(Collection entries)

** START **

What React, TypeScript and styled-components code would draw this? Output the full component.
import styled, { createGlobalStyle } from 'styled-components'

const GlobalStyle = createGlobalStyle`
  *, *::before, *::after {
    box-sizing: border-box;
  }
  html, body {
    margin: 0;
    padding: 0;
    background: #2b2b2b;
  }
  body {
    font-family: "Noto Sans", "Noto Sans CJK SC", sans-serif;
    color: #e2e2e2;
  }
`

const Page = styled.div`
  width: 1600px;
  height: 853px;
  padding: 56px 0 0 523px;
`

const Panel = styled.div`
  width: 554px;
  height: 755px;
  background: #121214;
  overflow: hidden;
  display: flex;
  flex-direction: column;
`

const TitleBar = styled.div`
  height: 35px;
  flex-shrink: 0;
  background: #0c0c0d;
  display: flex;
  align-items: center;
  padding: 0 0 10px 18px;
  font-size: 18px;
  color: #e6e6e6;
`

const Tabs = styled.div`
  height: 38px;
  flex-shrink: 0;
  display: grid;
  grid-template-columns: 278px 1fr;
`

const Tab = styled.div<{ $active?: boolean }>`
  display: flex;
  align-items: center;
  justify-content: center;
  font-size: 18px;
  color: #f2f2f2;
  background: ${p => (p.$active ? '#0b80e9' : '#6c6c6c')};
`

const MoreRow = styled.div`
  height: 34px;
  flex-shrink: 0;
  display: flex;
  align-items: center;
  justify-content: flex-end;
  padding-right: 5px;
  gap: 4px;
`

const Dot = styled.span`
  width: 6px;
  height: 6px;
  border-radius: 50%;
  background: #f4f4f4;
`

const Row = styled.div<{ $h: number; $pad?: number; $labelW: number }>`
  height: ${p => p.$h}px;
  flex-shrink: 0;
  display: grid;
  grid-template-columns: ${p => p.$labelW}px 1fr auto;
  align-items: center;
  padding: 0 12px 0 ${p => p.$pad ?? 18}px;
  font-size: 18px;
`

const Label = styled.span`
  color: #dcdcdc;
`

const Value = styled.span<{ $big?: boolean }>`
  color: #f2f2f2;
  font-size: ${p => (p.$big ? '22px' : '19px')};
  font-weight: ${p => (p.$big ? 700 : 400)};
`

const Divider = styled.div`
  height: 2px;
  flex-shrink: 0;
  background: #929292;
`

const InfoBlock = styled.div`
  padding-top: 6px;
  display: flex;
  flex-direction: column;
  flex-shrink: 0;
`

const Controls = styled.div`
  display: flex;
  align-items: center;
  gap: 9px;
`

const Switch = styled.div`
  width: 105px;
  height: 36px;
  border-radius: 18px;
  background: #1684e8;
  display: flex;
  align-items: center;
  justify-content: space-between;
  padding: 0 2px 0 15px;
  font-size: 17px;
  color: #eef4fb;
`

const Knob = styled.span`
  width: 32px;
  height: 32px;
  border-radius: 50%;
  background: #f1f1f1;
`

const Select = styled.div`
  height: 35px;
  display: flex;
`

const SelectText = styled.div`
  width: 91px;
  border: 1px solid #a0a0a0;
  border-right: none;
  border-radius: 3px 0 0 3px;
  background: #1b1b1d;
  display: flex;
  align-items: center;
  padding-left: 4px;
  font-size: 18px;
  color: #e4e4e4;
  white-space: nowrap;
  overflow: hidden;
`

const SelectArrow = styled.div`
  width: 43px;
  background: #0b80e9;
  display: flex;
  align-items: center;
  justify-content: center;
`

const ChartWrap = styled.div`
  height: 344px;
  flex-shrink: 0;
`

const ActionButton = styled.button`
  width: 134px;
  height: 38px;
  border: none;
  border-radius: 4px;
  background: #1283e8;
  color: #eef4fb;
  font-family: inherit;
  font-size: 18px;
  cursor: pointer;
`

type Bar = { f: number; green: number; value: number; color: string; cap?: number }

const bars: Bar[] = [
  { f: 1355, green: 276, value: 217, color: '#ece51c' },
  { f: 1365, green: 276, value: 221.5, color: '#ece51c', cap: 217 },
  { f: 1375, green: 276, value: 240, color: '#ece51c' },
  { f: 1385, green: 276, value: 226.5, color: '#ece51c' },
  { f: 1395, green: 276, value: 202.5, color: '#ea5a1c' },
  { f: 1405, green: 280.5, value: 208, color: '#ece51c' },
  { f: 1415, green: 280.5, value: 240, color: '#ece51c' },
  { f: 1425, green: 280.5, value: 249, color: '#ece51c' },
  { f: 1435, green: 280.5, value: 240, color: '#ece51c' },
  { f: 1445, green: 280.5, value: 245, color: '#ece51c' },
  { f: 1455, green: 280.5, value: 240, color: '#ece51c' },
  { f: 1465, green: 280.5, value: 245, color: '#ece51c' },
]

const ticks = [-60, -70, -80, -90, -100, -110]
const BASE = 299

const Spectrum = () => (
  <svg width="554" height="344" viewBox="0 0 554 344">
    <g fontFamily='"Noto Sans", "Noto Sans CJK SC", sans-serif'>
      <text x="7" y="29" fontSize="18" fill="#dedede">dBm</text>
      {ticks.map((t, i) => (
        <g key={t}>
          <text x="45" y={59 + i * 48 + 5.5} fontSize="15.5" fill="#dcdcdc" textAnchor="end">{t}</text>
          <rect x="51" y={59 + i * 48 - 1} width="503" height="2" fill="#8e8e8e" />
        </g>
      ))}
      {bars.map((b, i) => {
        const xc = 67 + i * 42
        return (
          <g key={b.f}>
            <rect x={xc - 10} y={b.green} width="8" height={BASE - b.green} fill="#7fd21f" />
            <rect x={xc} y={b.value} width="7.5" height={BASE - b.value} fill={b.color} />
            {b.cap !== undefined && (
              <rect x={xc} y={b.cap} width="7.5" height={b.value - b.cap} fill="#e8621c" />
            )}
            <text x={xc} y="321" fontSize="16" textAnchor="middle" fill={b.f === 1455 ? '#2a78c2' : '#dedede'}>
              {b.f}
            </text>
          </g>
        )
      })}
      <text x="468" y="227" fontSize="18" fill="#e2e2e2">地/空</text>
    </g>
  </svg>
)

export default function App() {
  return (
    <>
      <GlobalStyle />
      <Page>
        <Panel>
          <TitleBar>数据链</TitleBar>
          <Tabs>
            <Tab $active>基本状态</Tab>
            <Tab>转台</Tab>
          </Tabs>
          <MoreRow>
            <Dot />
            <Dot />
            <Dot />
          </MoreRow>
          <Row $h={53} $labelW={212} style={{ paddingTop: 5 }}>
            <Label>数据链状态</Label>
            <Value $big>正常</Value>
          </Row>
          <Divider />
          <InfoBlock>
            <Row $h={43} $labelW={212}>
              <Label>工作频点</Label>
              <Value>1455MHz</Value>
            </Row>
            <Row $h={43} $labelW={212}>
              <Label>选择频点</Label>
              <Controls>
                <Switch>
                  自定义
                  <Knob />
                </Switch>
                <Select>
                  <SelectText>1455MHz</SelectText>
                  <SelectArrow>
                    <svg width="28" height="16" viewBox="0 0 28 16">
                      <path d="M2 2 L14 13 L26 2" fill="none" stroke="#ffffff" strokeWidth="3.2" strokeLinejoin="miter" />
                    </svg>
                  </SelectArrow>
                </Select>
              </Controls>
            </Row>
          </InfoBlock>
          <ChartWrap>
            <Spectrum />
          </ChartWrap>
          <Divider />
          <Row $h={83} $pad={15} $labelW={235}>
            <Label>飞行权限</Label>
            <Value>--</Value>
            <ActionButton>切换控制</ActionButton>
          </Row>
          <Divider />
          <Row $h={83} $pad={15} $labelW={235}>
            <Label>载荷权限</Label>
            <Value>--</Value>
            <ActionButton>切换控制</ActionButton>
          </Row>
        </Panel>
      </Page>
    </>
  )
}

** END **
** START **

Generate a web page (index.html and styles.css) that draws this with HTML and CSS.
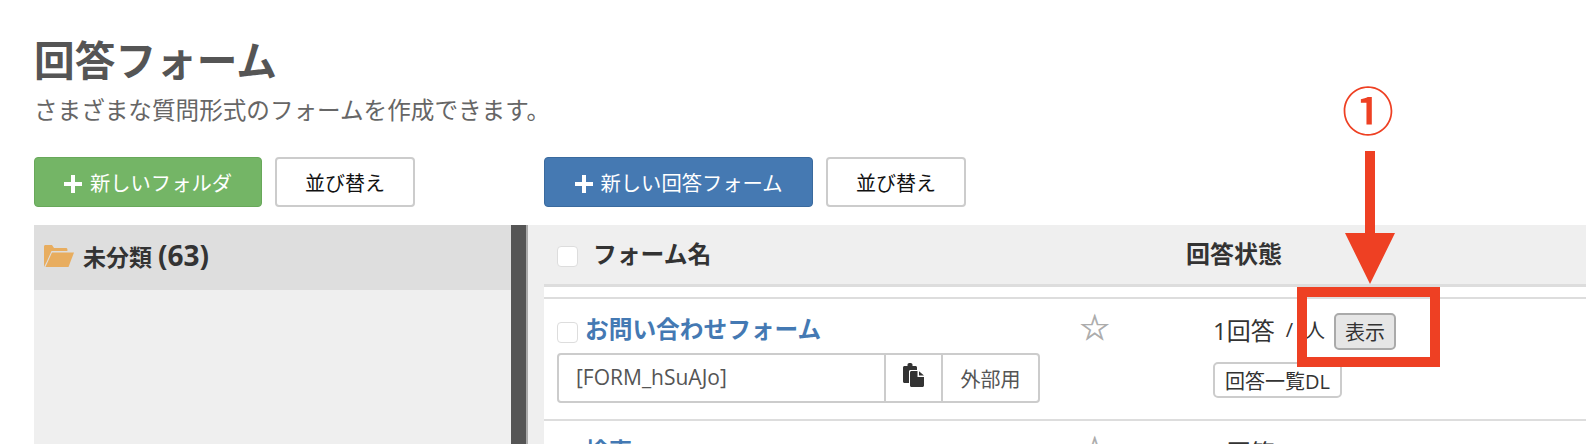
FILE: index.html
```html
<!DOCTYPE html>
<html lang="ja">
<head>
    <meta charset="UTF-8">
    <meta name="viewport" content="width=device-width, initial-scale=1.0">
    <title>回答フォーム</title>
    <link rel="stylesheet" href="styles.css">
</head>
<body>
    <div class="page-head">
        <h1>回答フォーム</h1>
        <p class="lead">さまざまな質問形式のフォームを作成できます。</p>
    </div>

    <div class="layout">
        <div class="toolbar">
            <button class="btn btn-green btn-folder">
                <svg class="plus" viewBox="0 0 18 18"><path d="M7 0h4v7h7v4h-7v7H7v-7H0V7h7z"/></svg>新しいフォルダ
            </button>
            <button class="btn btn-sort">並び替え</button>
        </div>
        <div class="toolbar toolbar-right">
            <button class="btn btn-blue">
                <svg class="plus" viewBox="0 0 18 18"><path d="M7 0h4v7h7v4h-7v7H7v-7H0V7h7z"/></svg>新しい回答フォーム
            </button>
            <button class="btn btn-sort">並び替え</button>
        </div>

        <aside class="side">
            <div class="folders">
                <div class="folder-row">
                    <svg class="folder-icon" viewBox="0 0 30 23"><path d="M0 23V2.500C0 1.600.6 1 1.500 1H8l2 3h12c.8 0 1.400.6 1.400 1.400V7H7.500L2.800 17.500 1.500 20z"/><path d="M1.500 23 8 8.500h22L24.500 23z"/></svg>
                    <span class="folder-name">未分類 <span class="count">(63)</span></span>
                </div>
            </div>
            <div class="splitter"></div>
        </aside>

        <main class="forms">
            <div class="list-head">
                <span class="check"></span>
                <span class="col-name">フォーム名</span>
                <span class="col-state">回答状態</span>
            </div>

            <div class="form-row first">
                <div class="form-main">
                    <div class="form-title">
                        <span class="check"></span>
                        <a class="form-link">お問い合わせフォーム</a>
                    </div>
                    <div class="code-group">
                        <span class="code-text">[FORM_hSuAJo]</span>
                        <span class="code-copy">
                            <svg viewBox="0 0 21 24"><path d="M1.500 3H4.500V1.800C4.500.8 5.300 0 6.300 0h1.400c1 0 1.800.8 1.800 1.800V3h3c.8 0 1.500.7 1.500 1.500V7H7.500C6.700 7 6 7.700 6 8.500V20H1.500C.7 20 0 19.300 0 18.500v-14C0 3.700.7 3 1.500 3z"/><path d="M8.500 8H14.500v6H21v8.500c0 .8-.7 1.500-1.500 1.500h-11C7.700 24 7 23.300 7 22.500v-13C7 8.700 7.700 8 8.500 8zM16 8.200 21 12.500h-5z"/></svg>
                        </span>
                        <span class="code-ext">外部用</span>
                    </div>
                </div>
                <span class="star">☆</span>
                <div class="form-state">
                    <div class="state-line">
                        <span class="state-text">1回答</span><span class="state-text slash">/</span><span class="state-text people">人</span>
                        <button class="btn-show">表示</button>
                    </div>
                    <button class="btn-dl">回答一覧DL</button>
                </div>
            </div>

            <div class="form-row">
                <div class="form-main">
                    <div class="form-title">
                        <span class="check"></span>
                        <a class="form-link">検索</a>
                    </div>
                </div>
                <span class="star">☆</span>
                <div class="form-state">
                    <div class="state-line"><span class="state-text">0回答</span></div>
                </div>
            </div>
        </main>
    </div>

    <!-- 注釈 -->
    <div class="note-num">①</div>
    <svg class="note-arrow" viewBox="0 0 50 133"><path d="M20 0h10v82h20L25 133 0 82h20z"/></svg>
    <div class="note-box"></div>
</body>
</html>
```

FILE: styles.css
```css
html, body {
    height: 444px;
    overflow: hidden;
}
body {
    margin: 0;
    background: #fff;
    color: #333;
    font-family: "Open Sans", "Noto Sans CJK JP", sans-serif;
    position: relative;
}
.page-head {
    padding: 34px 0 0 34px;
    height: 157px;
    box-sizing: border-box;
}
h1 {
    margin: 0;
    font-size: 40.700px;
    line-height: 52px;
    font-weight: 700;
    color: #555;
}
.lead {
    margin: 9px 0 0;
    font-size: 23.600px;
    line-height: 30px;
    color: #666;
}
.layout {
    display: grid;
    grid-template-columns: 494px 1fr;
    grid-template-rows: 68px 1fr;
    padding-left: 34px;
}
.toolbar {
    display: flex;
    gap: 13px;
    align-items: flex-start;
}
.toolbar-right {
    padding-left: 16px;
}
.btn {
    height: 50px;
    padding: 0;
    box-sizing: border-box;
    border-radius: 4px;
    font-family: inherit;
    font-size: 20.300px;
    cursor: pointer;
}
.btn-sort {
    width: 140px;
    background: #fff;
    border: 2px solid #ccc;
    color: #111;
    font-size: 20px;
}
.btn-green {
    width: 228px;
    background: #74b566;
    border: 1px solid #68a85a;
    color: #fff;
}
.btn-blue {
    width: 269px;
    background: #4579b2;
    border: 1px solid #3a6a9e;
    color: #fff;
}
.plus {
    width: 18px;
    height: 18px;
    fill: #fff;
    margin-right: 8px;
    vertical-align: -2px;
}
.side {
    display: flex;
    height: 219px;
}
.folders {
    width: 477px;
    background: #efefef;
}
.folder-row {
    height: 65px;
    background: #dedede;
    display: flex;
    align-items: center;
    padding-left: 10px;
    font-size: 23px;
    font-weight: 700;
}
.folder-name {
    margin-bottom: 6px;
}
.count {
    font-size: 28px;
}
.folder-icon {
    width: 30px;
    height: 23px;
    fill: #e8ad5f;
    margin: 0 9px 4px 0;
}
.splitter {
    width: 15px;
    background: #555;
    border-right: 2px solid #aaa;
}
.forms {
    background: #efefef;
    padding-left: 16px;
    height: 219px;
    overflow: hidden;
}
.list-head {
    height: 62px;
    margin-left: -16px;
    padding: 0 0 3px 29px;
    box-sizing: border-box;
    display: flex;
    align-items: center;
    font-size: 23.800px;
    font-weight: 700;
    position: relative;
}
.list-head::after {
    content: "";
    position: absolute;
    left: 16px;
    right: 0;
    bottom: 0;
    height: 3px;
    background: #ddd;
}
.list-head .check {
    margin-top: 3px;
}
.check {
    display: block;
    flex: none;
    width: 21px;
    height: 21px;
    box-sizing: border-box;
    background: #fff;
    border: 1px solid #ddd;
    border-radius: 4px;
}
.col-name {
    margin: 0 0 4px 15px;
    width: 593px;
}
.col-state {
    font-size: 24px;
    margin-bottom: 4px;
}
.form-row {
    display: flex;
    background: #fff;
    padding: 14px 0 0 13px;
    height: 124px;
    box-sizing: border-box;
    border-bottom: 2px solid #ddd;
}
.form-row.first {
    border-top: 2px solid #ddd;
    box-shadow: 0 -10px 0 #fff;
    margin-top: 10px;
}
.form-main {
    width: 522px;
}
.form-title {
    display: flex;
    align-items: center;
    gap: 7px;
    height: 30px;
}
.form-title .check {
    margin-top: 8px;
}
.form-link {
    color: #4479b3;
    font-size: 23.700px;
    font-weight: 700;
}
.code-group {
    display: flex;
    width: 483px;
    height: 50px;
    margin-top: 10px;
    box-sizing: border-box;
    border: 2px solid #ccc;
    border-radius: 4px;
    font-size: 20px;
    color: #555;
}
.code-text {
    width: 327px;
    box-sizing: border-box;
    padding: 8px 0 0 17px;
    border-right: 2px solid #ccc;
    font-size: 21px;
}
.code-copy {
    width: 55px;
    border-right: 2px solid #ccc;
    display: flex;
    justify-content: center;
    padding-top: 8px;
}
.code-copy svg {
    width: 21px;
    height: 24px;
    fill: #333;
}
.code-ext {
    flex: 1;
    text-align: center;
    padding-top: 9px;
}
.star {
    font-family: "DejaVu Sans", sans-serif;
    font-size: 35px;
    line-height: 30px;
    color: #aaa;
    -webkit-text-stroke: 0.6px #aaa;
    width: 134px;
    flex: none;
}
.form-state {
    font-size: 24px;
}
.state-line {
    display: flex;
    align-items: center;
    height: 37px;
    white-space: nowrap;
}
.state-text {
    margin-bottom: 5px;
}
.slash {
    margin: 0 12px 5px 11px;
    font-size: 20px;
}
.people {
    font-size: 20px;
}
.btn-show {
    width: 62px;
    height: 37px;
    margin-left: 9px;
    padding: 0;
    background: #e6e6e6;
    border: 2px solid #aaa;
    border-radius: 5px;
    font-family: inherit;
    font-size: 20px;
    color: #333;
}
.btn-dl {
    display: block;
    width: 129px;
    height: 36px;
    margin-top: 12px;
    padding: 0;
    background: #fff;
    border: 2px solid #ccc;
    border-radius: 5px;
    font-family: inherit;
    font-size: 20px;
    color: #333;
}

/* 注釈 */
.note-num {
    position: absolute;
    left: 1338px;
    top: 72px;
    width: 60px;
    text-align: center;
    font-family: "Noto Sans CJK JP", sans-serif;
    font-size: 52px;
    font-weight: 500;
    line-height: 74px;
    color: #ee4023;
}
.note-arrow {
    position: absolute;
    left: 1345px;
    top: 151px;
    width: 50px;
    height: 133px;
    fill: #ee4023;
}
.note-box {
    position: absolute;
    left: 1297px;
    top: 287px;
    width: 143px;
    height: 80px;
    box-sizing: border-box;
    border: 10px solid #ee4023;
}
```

** END **

_AIM OF THE EXERCISE:_ From the listing above, copy every line that holds the string "components".

_THE ANSWER:_
What React, TypeScript and styled-components code would draw this? Output the full component.
import styled, { createGlobalStyle } from 'styled-components'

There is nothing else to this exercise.